University of Cape Town

Hendrik Hofmeyr was born in Cape Town in 1957. He graduated from the University of Cape Town with a Master of Music degree before leaving for Italy on an overseas scholarship in 1981. During ten years of self-imposed exile as a conscientious objector, he obtained Italian State diplomas in composition, piano and conducting, while working as a vocal coach and accompanist. His first opera ‘Il principe Barbablù’ was produced at the Stia Music Festival in 1986. In 1987, he won the South African Opera Competition with ‘The Fall of the House of Usher.’ When the opera was produced at the State Theatre in Pretoria the following year, he was awarded the annual Nederburg Prize for Opera. In the same year, he obtained first prize in the Trento Cinema - La colonna sonora international competition in Trent, Italy, with a work for chamber orchestra, composed for a short film by Wim Wenders.

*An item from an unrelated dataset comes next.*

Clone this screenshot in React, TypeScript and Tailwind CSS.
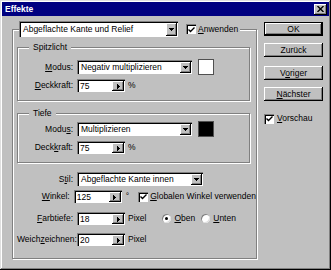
import type { ReactNode } from "react";

const raised =
  "bg-[#c0c0c0] shadow-[inset_-1px_-1px_0_#000,inset_1px_1px_0_#fff,inset_-2px_-2px_0_#808080]";
const sunken = "bg-white shadow-[inset_1px_1px_0_#808080,inset_2px_2px_0_#000]";
const etched = "border border-[#808080] shadow-[1px_1px_0_#fff,inset_1px_1px_0_#fff]";

function DownArrow() {
  return (
    <svg width="5" height="3" viewBox="0 0 5 3">
      <path d="M0 0h5v1H0zM1 1h3v1H1zM2 2h1v1H2z" fill="#000" />
    </svg>
  );
}

function RightArrow() {
  return (
    <svg width="3" height="5" viewBox="0 0 3 5">
      <path d="M0 0h1v5H0zM1 1h1v3H1zM2 2h1v1H2z" fill="#000" />
    </svg>
  );
}

function Select({ value, className }: { value: string; className: string }) {
  return (
    <div className={`flex ${sunken} pl-[2px] pt-[2px] pr-[1px] pb-[1px] ${className}`}>
      <span className="flex-1 flex items-center pl-[2px] whitespace-nowrap overflow-hidden">{value}</span>
      <span className={`w-[11px] flex items-center justify-center ${raised}`}>
        <DownArrow />
      </span>
    </div>
  );
}

function Spin({ value }: { value: string }) {
  return (
    <div className={`flex w-[48px] h-[13px] ${sunken} pl-[2px] pt-[2px] pr-[1px] pb-[1px]`}>
      <span className="flex-1 flex items-center pl-[1px]">{value}</span>
      <span className={`w-[12px] flex items-center justify-center ${raised}`}>
        <RightArrow />
      </span>
    </div>
  );
}

function Check({ checked }: { checked?: boolean }) {
  return (
    <span className={`shrink-0 w-[10px] h-[10px] flex items-center justify-center ${sunken}`}>
      {checked && (
        <svg width="7" height="6" viewBox="0 0 7 6" className="ml-[1px] mt-[1px]">
          <path d="M0.5 2.5L2.5 4.5L6.5 0.5" stroke="#000" strokeWidth="1.4" fill="none" />
        </svg>
      )}
    </span>
  );
}

function Radio({ checked }: { checked?: boolean }) {
  return (
    <span
      className={`shrink-0 w-[9px] h-[9px] rounded-full bg-white flex items-center justify-center shadow-[inset_1px_1px_0_#808080,inset_-1px_-1px_0_#dfdfdf]`}
    >
      {checked && <span className="w-[3px] h-[3px] rounded-full bg-black" />}
    </span>
  );
}

function Button({ children, primary }: { children: ReactNode; primary?: boolean }) {
  if (primary) {
    return (
      <div className="h-[14px] border border-black flex">
        <div className={`flex-1 flex items-center justify-center ${raised}`}>{children}</div>
      </div>
    );
  }
  return <div className={`h-[14px] flex items-center justify-center ${raised}`}>{children}</div>;
}

function Box({ title, className, children }: { title: string; className: string; children: ReactNode }) {
  return (
    <div className={`relative w-[233px] flex flex-col ${etched} ${className}`}>
      <span className="absolute left-[11px] top-[-7px] px-[4px] bg-[#c0c0c0] leading-[12px]">{title}</span>
      {children}
    </div>
  );
}

function Lbl({ children, w }: { children: ReactNode; w: string }) {
  return <span className={`${w} text-right whitespace-nowrap`}>{children}</span>;
}

export default function App() {
  return (
    <div className="w-[331px] h-[270px] bg-[#c0c0c0] p-[2px] text-[8.5px] leading-[11px] text-black [font-family:'Liberation_Sans',Arial,sans-serif] shadow-[inset_-1px_-1px_0_#000,inset_1px_1px_0_#dfdfdf,inset_-2px_-2px_0_#808080,inset_2px_2px_0_#fff]">
      {/* Title bar */}
      <div className="h-[14px] bg-[#000080] flex items-center pl-[3px] pr-[2px]">
        <span className="flex-1 text-white font-bold">Effekte</span>
        <span className={`w-[13px] h-[11px] flex items-center justify-center ${raised}`}>
          <svg width="7" height="6" viewBox="0 0 7 6">
            <path d="M0.5 0L6.5 6M6.5 0L0.5 6" stroke="#000" strokeWidth="1.4" />
          </svg>
        </span>
      </div>

      <div className="flex pl-[10px] pt-[6px]">
        {/* Main group */}
        <div className={`relative w-[245px] h-[230px] mt-[7px] pt-[17px] pl-[4px] flex flex-col ${etched}`}>
          <div className="absolute left-[6px] top-[-9px] flex items-center bg-[#c0c0c0] pr-[2px]">
            <Select value="Abgeflachte Kante und Relief" className="w-[159px] h-[16px]" />
            <span className="ml-[8px]">
              <Check checked />
            </span>
            <span className="ml-[2px]">
              <u>A</u>nwenden
            </span>
          </div>

          <Box title="Spitzlicht" className="h-[54px] pt-[12px] gap-[5px]">
            <div className="flex items-center h-[14px]">
              <Lbl w="w-[55px]">
                <u>M</u>odus:
              </Lbl>
              <Select value="Negativ multiplizieren" className="ml-[4px] w-[115px] h-[14px]" />
              <span className="ml-[6px] w-[16px] h-[16px] bg-white border border-[#505050]" />
            </div>
            <div className="flex items-center h-[13px]">
              <Lbl w="w-[55px]">
                <u>D</u>eckkraft:
              </Lbl>
              <span className="ml-[4px]">
                <Spin value="75" />
              </span>
              <span className="ml-[3px]">%</span>
            </div>
          </Box>

          <Box title="Tiefe" className="mt-[12px] h-[50px] pt-[8px] gap-[5px]">
            <div className="flex items-center h-[14px]">
              <Lbl w="w-[55px]">
                Modu<u>s</u>:
              </Lbl>
              <Select value="Multiplizieren" className="ml-[4px] w-[115px] h-[14px]" />
              <span className="ml-[6px] w-[16px] h-[16px] bg-black border border-[#505050]" />
            </div>
            <div className="flex items-center h-[13px]">
              <Lbl w="w-[55px]">
                Deck<u>k</u>raft:
              </Lbl>
              <span className="ml-[4px]">
                <Spin value="75" />
              </span>
              <span className="ml-[3px]">%</span>
            </div>
          </Box>

          <div className="mt-[9px] flex items-center h-[14px]">
            <Lbl w="w-[56px]">
              S<u>t</u>il:
            </Lbl>
            <Select value="Abgeflachte Kante innen" className="ml-[4px] w-[126px] h-[14px]" />
          </div>

          <div className="mt-[4px] flex items-center h-[13px]">
            <Lbl w="w-[56px]">
              <u>W</u>inkel:
            </Lbl>
            <span className="ml-[4px]">
              <Spin value="125" />
            </span>
            <span className="ml-[4px]">°</span>
            <span className="ml-[9px]">
              <Check checked />
            </span>
            <span className="ml-[2px] whitespace-nowrap">
              <u>G</u>lobalen Winkel verwenden
            </span>
          </div>

          <div className="mt-[9px] flex items-center h-[13px]">
            <Lbl w="w-[56px]">
              <u>F</u>arbtiefe:
            </Lbl>
            <span className="ml-[4px]">
              <Spin value="18" />
            </span>
            <span className="ml-[3px]">Pixel</span>
            <span className="ml-[16px]">
              <Radio checked />
            </span>
            <span className="ml-[3px]">
              <u>O</u>ben
            </span>
            <span className="ml-[6px]">
              <Radio />
            </span>
            <span className="ml-[3px]">
              <u>U</u>nten
            </span>
          </div>

          <div className="mt-[8px] flex items-center h-[13px]">
            <Lbl w="w-[56px]">
              Weich<u>z</u>eichnen:
            </Lbl>
            <span className="ml-[4px]">
              <Spin value="20" />
            </span>
            <span className="ml-[3px]">Pixel</span>
          </div>
        </div>

        {/* Buttons */}
        <div className="ml-[7px] w-[59px] flex flex-col">
          <Button primary>OK</Button>
          <div className="mt-[7px]">
            <Button>Zurück</Button>
          </div>
          <div className="mt-[9px]">
            <Button>
              <span>
                V<u>o</u>riger
              </span>
            </Button>
          </div>
          <div className="mt-[7px]">
            <Button>
              <span>
                <u>N</u>ächster
              </span>
            </Button>
          </div>
          <div className="mt-[12px] flex items-center">
            <Check checked />
            <span className="ml-[3px]">
              <u>V</u>orschau
            </span>
          </div>
        </div>
      </div>
    </div>
  );
}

Hofmeyr returned to South Africa in 1992 to take up a post as lecturer at the University of Stellenbosch. He obtained first prize in the 1995 Unisa-Transnet Composition Competition, and in 1997 he won two major international competitions, the Queen Elisabeth Competition of Belgium (with ‘Raptus’ for violin and orchestra) and the first edition of the Dimitris Mitropoulos Competition in Athens (with ‘Byzantium’ for soprano and orchestra). In 1998 Hofmeyr rejoined his alma mater, where he currently holds the post of associate professor. He obtained a Doctorate in Music from the same institute in 1999. Hofmeyr's ‘Incantesimo’ for flute was selected to represent South Africa at the World Music Days of the International Society for Contemporary Music in Croatia in 2005, and in 2008 he received a Kanna award from the Kleinkaroo National Arts Festival. He received the UCT Creative Arts Award for his Second Symphony – The Elements in 2018. Hofmeyr’s oeuvre of more than 200 works includes six operas, two ballets, two symphonies, eleven concerti and numerous choral, vocal and instrumental works, of which some 130 are commissions.